6. Limitations, Extensions, and Future Directions
ProxylessNAS's reliance on human-designed search spaces (i.e., sets of MobileNetV2-like blocks for candidate operations) constrains exploration to operator families already believed to be efficient. Expanding search spaces towards less human-biased or more heterogeneous operation pools remains an open challenge. Furthermore, weight-sharing supernets can introduce bias favoring larger submodels due to shared training dynamics, and may not always rank optimal architectures reliably; this requires further investigation on ranking calibration and search space design.
Extensions of ProxylessNAS include integrating advanced candidate operations (e.g., MixConv mixed kernel convolutions), federated direct NAS for privacy-aware, data-homogeneous search, and improved latency predictors that generalize better across hardware. Future research aims to refine path-level pruning techniques, close the supernet–child architecture estimation gap, and incorporate additional resource constraints (energy, memory) into the optimization loop.
Finally, the connection between path-level pruning in ProxylessNAS and model compression/quantization techniques points to hybrid approaches, where NAS doubles as structured pruning or adaptively quantizing architectures for downstream deployment.
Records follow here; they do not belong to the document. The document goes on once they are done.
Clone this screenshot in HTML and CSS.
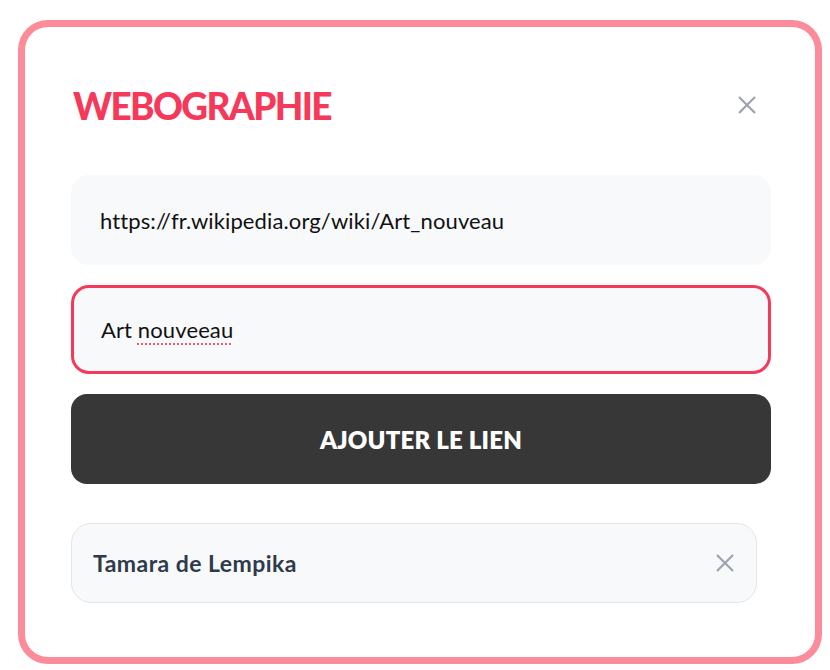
FILE: index.html
```html
<!DOCTYPE html>
<html lang="fr">
<head>
<meta charset="utf-8">
<title>Webographie</title>
<link rel="stylesheet" href="styles.css">
</head>
<body>
<div class="modal">
  <div class="header">
    <h1 class="title">WEBOGRAPHIE</h1>
    <button class="close" aria-label="Fermer">
      <svg width="20" height="20" viewBox="0 0 20 20"><path d="M2 2 L18 18 M18 2 L2 18" stroke="#9ca3af" stroke-width="2.2" stroke-linecap="butt"/></svg>
    </button>
  </div>
  <div class="field"><span>https://fr.wikipedia.org/wiki/Art_nouveau</span></div>
  <div class="field field-active"><span>Art <span class="misspelled">nouveeau</span></span></div>
  <button class="add">AJOUTER LE LIEN</button>
  <ul class="links">
    <li class="link">
      <span class="link-name">Tamara de Lempika</span>
      <svg class="link-remove" width="20" height="20" viewBox="0 0 20 20"><path d="M2 2 L18 18 M18 2 L2 18" stroke="#9ca3af" stroke-width="2.2"/></svg>
    </li>
  </ul>
</div>
</body>
</html>
```

FILE: styles.css
```css
* { box-sizing: border-box; }
html, body { margin: 0; padding: 0; background: #ffffff; }
body { font-family: "Lato", "Noto Sans", sans-serif; }

.modal {
  margin: 20px 0 0 18px;
  width: 804px;
  height: 644px;
  border: 7px solid #fd8c9b;
  border-radius: 30px;
  background: #fff;
  padding: 45px 44px 0 46px;
  display: flex;
  flex-direction: column;
}

.header {
  height: 66px;
  display: flex;
  align-items: center;
  justify-content: space-between;
  margin-bottom: 37px;
}
.title {
  margin: 0 0 0 2px;
  font-family: "Lato", sans-serif;
  font-weight: 900;
  font-size: 37px;
  letter-spacing: -1.65px;
  color: #f6395a;
  line-height: 1;
}
.close {
  border: 0;
  background: none;
  padding: 0;
  margin-right: 14px;
  width: 20px;
  height: 20px;
  display: flex;
}

.field {
  height: 90px;
  border-radius: 18px;
  background: #f8f9fb;
  display: flex;
  align-items: center;
  padding: 0 27px 0;
  font-size: 22px;
  letter-spacing: 0.12px;
  color: #111;
  margin-bottom: 20px;
  border: 2px solid transparent;
}
.field-active {
  height: 89px;
  border: 3px solid #f43a5a;
  padding: 0 27px 0;
  font-size: 22px;
}
.misspelled {
  text-decoration: underline dotted #f25a6e;
  text-decoration-thickness: 2px;
  text-underline-offset: 5px;
}

.add {
  height: 90px;
  border: 0;
  border-radius: 16px;
  background: #373737;
  color: #fff;
  font-family: "Lato", sans-serif;
  font-weight: 800;
  font-size: 24px;
  letter-spacing: 0.2px;
  margin-bottom: 39px;
}

.links {
  list-style: none;
  margin: 0;
  padding: 0;
}
.link {
  height: 80px;
  margin-right: 14px;
  border: 1px solid #e3e5ea;
  border-radius: 20px;
  background: #f8f9fb;
  display: flex;
  align-items: center;
  justify-content: space-between;
  padding: 0 21px 0 21px;
}
.link-name {
  font-weight: 700;
  font-size: 23px;
  letter-spacing: 0.45px;
  color: #2f3a4b;
}
```
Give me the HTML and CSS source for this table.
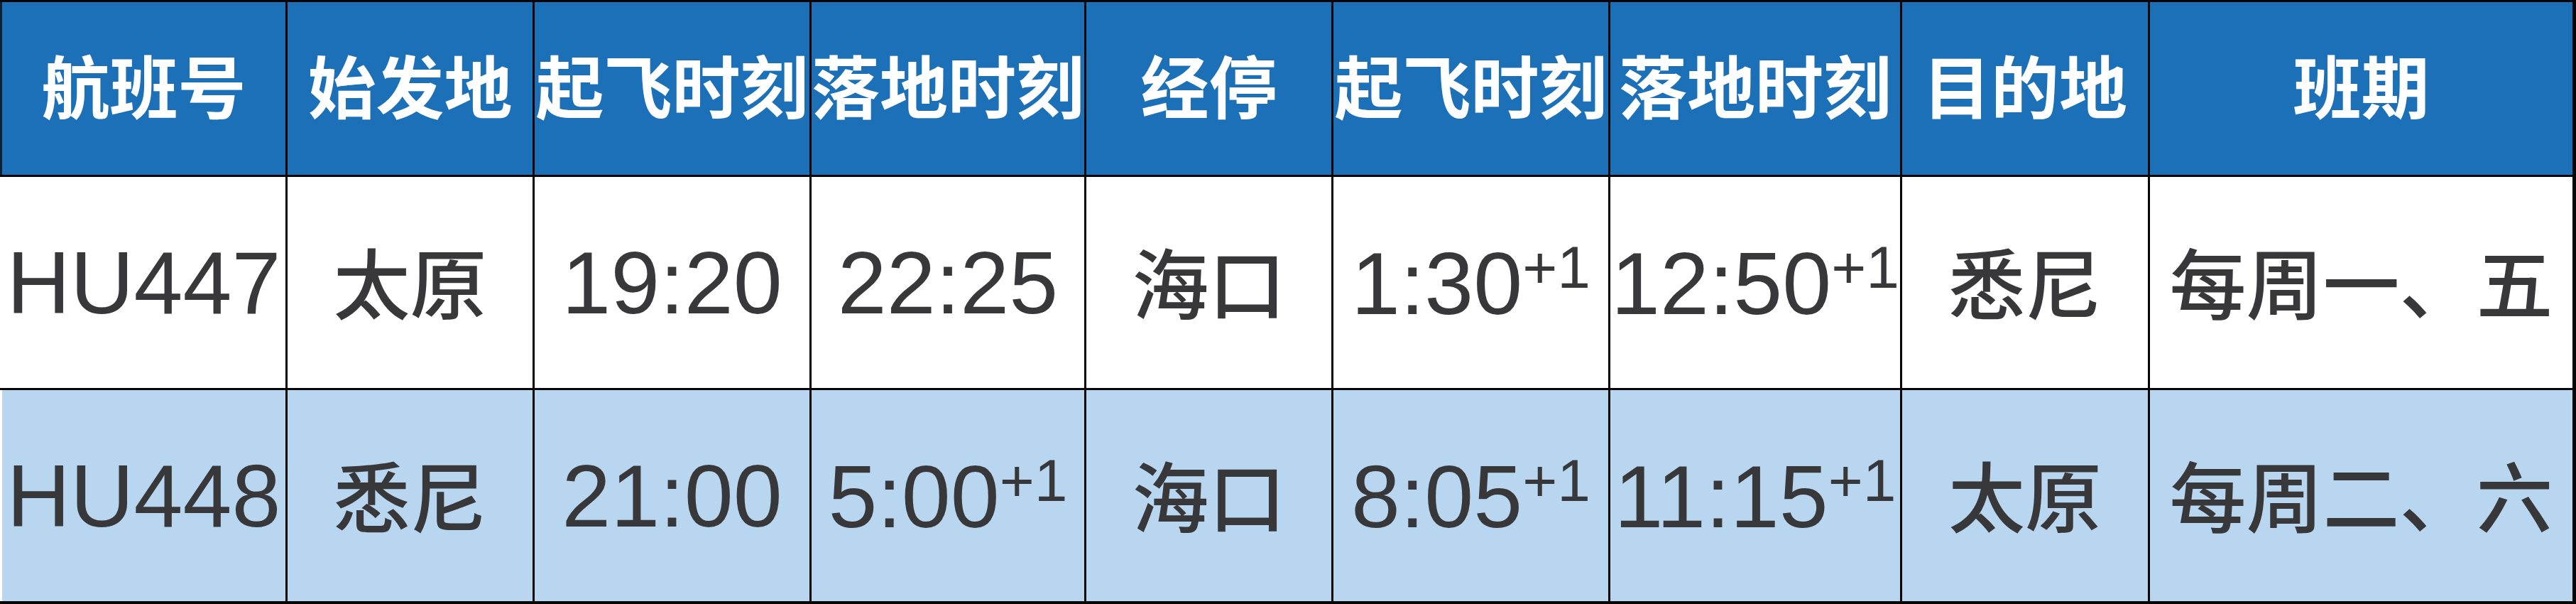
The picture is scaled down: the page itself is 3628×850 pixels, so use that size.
FILE: index.html
```html
<!DOCTYPE html>
<html lang="zh-CN">
<head>
<meta charset="utf-8">
<title>航班时刻表</title>
<link rel="stylesheet" href="styles.css">
</head>
<body>
<div class="schedule">
  <div class="cell head lead">航班号</div>
  <div class="cell head">始发地</div>
  <div class="cell head">起飞时刻</div>
  <div class="cell head">落地时刻</div>
  <div class="cell head">经停</div>
  <div class="cell head">起飞时刻</div>
  <div class="cell head">落地时刻</div>
  <div class="cell head">目的地</div>
  <div class="cell head">班期</div>

  <div class="cell num lead"><span class="val">HU447</span></div>
  <div class="cell zh"><span class="val">太原</span></div>
  <div class="cell num"><span class="val">19:20</span></div>
  <div class="cell num"><span class="val">22:25</span></div>
  <div class="cell zh"><span class="val">海口</span></div>
  <div class="cell num"><span class="val">1:30<span class="plus">+1</span></span></div>
  <div class="cell num"><span class="val">12:50<span class="plus">+1</span></span></div>
  <div class="cell zh"><span class="val">悉尼</span></div>
  <div class="cell zh"><span class="val">每周一、五</span></div>

  <div class="cell num alt lead"><span class="val">HU448</span></div>
  <div class="cell zh alt"><span class="val">悉尼</span></div>
  <div class="cell num alt"><span class="val">21:00</span></div>
  <div class="cell num alt"><span class="val">5:00<span class="plus">+1</span></span></div>
  <div class="cell zh alt"><span class="val">海口</span></div>
  <div class="cell num alt"><span class="val">8:05<span class="plus">+1</span></span></div>
  <div class="cell num alt"><span class="val">11:15<span class="plus">+1</span></span></div>
  <div class="cell zh alt"><span class="val">太原</span></div>
  <div class="cell zh alt"><span class="val">每周二、六</span></div>
</div>
</body>
</html>
```

FILE: styles.css
```css
html, body {
  margin: 0;
  padding: 0;
  background: #ffffff;
}

.schedule {
  box-sizing: border-box;
  width: 3628px;
  height: 850px;
  display: grid;
  grid-template-columns: 402px 345px 387px 384px 345px 387px 408px 346px 595px;
  grid-template-rows: 243px 297px 297px;
  gap: 3px;
  background: #050505;
  border-style: solid;
  border-color: #050505;
  border-width: 3px 5px 4px 0;
}

.cell {
  box-sizing: border-box;
  display: flex;
  align-items: center;
  justify-content: center;
  white-space: nowrap;
  background: #ffffff;
  color: #38383a;
  line-height: 1;
}

.lead {
  border-left: 3px solid #ffffff;
}

.head {
  background: #1c70b8;
  color: #ffffff;
  font-family: "Noto Sans CJK SC", sans-serif;
  font-weight: 700;
  font-size: 96px;
  padding-bottom: 14px;
}

.head.lead {
  border-left-color: #0b1f35;
}

.num {
  font-family: "Liberation Sans", "Noto Sans CJK SC", sans-serif;
  font-weight: 400;
  font-size: 124px;
}

.zh {
  font-family: "Noto Sans CJK SC", sans-serif;
  font-weight: 500;
  font-size: 108px;
  padding-bottom: 8px;
}

.alt {
  background: #b9d6f0;
}

.val {
  display: inline-block;
}

.plus {
  font-size: 84px;
  vertical-align: 37px;
}
```
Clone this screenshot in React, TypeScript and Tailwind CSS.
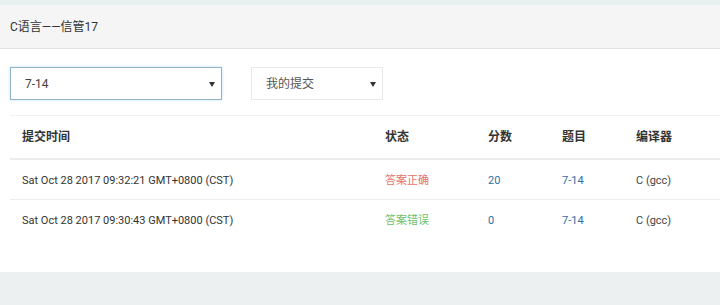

7. Broader Impact and Significance in NAS
ProxylessNAS represents a milestone in the evolution of neural architecture search by reconciling the demands of large-scale, hardware-aware architecture optimization with practical computational constraints. Its core innovations—memory-efficient path binarization and differentiable hardware regularization—allow NAS to transition from academic benchmarks to industry-relevant workflows, where direct task-targeted and device-specialized models are indispensable. Subsequent research has built upon these principles with more expressive search spaces, improved hardware modeling, distributed/federated optimization, and deeper calibration between search and final deployment performance, further reducing the gap between automated architecture search and real-world efficient machine learning.